BOISE — For Emma Bates, running isn't a sport. It's a lifestyle.
It's what makes her happy. It's what gives her peace. It's where she finds spirituality and connects with nature.
It's what stopped the uneasiness that plagued her as a child, when she tried a bunch of sports to zap the seemingly endless energy.
"It just made me feel so alive," she said. "I know that sounds cheesy. I just really found myself in running. I really connected with everything around me. It's a very spiritual thing for me, as well. I don't need to go to church any more to find worship. I need to go out and run. I need to go on a long run and find myself and be connected to other things."
Bates, a Boise State junior, enters this week's NCAA Outdoor Track & Field Championship in Eugene as one of the favorites in the 10,000 meters and a contender in the 5,000.
She finished third in the 10,000 and seventh in the 5,000 last spring. She also took second in the NCAA cross country meet last fall.

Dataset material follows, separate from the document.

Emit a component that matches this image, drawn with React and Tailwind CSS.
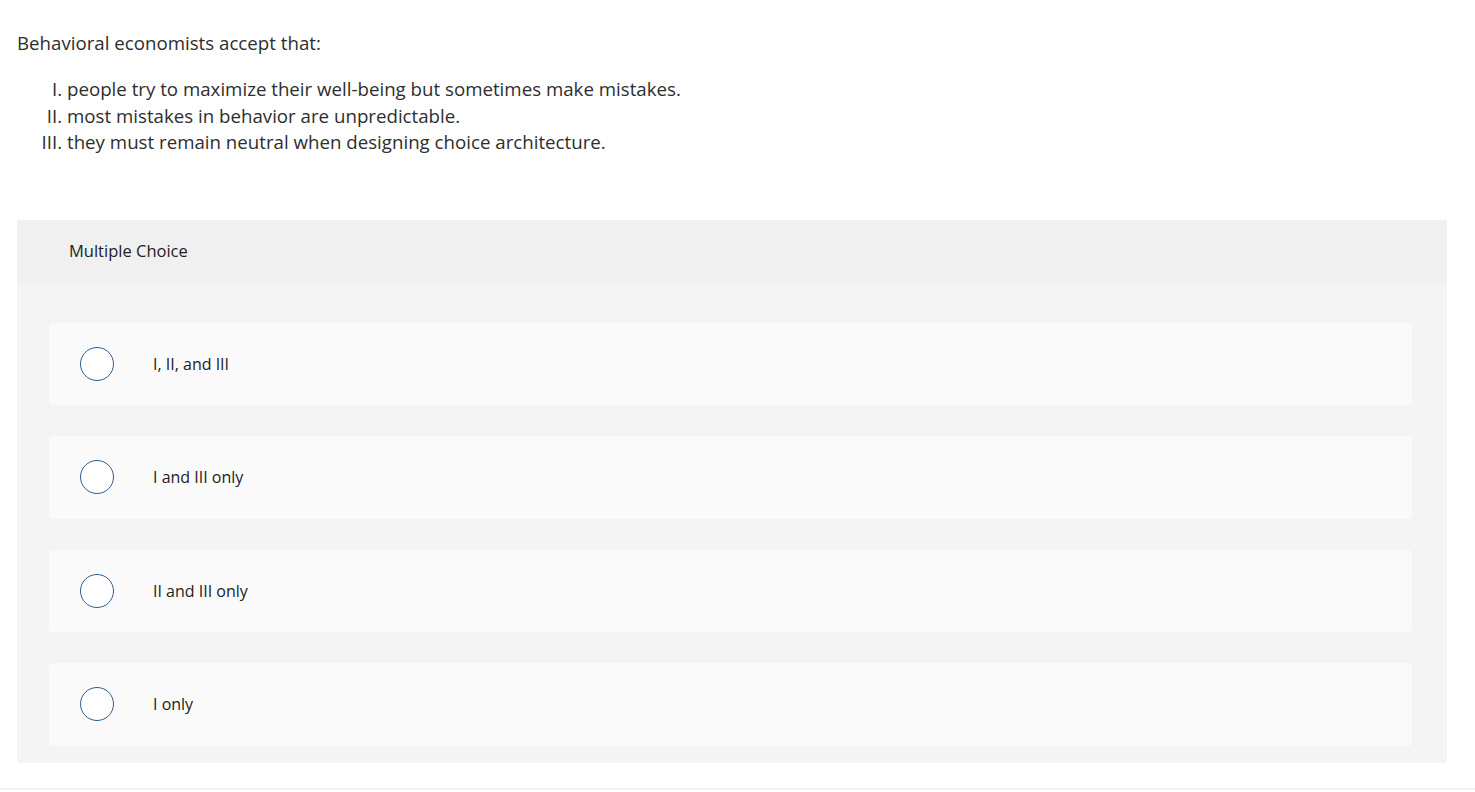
export default function App() {
  const options = ['I, II, and III', 'I and III only', 'II and III only', 'I only'];

  return (
    <div className="min-h-[792px] bg-white text-[#2e2e2e] font-['Open_Sans','Liberation_Sans',sans-serif]">
      <div className="px-[17px] pt-[30px]">
        <p className="text-[18.7px] leading-[26px]">Behavioral economists accept that:</p>
        <ol className="list-[upper-roman] pl-[50px] mt-[20px] text-[18.7px] leading-[26.5px]">
          <li>people try to maximize their well-being but sometimes make mistakes.</li>
          <li>most mistakes in behavior are unpredictable.</li>
          <li>they must remain neutral when designing choice architecture.</li>
        </ol>
      </div>

      <div className="mx-[17px] mt-[64px] w-[1430px] rounded-[3px] bg-[#f4f4f4]">
        <div className="h-[63px] flex items-center pl-[52px] bg-[#f0f0f0] rounded-t-[3px] text-[16.5px] text-[#222]">
          Multiple Choice
        </div>
        <div className="pt-[40px] pb-[17px] pl-[32px] pr-[35px] flex flex-col gap-[31px]">
          {options.map((opt) => (
            <div key={opt} className="h-[82.5px] bg-[#fafafa] rounded-[4px] flex items-center pl-[31px]">
              <span className="w-[34px] h-[34px] rounded-full border-[1.5px] border-[#2d5f94] bg-white shrink-0" />
              <span className="ml-[39px] text-[16px] text-[#222]">{opt}</span>
            </div>
          ))}
        </div>
      </div>

      <div className="mt-[25px] h-[2px] bg-[#f2f2f2]" />
    </div>
  );
}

First-year coach Corey Ihmels, who worked with some historic talents at Iowa State, has told Bates that she can win multiple national titles and challenge the NCAA record in the 10,000.
"It's nerve-racking, but exciting, to know that," Bates said.
She'll run the 10,000 on Thursday and the 5,000 on Saturday.
"She's starting to believe she's really good," Ihmels said. "That's been the toughest thing. She's so down to Earth, so humble, such a good kid, that convincing her how good she really is has been the most difficult task. And we're not quite there yet."
Bates still considers herself an underdog even though she has earned more All-American awards (seven) than any track and field athlete in Boise State history. Only eight athletes - one a woman - have won individual NCAA championships for the Broncos.
"I definitely can't doubt myself at all," Bates said. "I tend to do that. I doubt myself with a few laps to go and I try to kick it in the last 100 meters or 200 meters. As long as I'm there (with the leader), I think I can do it. I have to believe in myself enough to get myself to that point."
A SCRAPPY ATHLETE
Bates played softball and basketball, tried gymnastics and wanted to try football as a child - all despite being what others called "half a kid" because of her diminutive size. She's about 5-foot-4 now.
She was a hyperactive, high-anxiety kid.
"She was always looking for something more to do," said Michelle Bates, Emma's mom. "She just seemed to have all this energy when she was a little kid."
Bates was raised in Elk River, Minn., on the outskirts of the Twin Cities. Both of her parents ran in high school and she decided to try track in sixth grade.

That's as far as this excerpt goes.